Update router registration:

# Old (remove)
app.include_router(devices.router)
app.include_router(energy.router)

# New (add)
app.include_router(datasources.router)
app.include_router(energy_orm.router)
app.include_router(environmental_orm.router)
app.include_router(dairy_orm.router)
app.include_router(batches.router)

Or simply use the new main_orm.py:

# Replace main.py with the ORM version
cp api/app/main_orm.py api/app/main.py

Ingestor Service

Update DAO imports in ingestor files:

# Old import
from app.dao.factory import DAOFactory

# New import  
from app.core_dao.factory import CoreDAOFactory

Update DAO usage:

# Old
factory = DAOFactory(conn)
device_dao = factory.get_device_dao()
file_dao = factory.get_ingest_file_dao()
device_id = device_dao.get_or_create_device(external_id, source_type)
file_id = file_dao.create_or_get_file(filename, device_id)

# New
factory = CoreDAOFactory(conn)
datasource_dao = factory.get_datasource_dao()
batch_dao = factory.get_batch_dao()
datasource_id = datasource_dao.get_or_create(external_id, source_type)
batch_id = batch_dao.create_or_get_batch(filename, datasource_id)

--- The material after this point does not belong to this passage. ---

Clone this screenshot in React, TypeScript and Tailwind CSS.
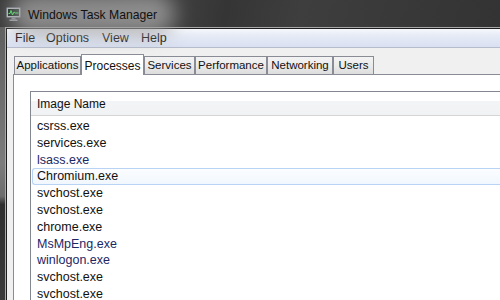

Step 7: Update Pipeline Mappings

Update YAML mapping files to use new column names:

# Old mapping
foreign_keys:
  file_id: "{{ file_id }}"

# New mapping
foreign_keys:
  batch_id: "{{ batch_id }}"

Step 8: Docker Deployment

Use the new docker-compose configuration:

# Backup old compose file
mv docker-compose.yaml docker-compose.old.yaml
mv docker-compose.new.yaml docker-compose.yaml

# Run with migrations
docker-compose up -d

The new compose file includes an alembic-migrations service that runs automatically on startup.

Verification Checklist

All tables created: datasource, ingest_batch, fact_energy_*, etc.
Indexes created on timestamp and foreign key columns
Foreign key constraints active
API health endpoint returns OK: curl http://localhost:8000/health
Ingestor can process test file
Grafana dashboards updated to use new table names

Rollback Plan

If issues occur:

# Revert to old schema
alembic downgrade base

# Or restore from backup
psql $DATABASE_URL < backup_YYYYMMDD.sql

File Reference

File	Purpose
`shared/src/shared/models.py`	SQLAlchemy model definitions
`shared/src/shared/schemas.py`	Pydantic schemas for API
`shared/src/shared/database.py`	Database connection utilities
`alembic/versions/*.py`	Migration files
`api/app/routers/*_orm.py`	New ORM-based API routers
`api/app/db/queries/*.py`	ORM query functions
`ingestor/app/core_dao/*.py`	SQLAlchemy Core DAOs

Common Issues

"Import 'shared' could not be resolved"

Install the shared package: pip install -e ./shared

"relation 'datasource' does not exist"

Run migrations: alembic upgrade head

"column 'file_id' does not exist"

Update code to use batch_id instead of file_id

Foreign key violations during data migration

Ensure datasource records exist before inserting ingest_batch records.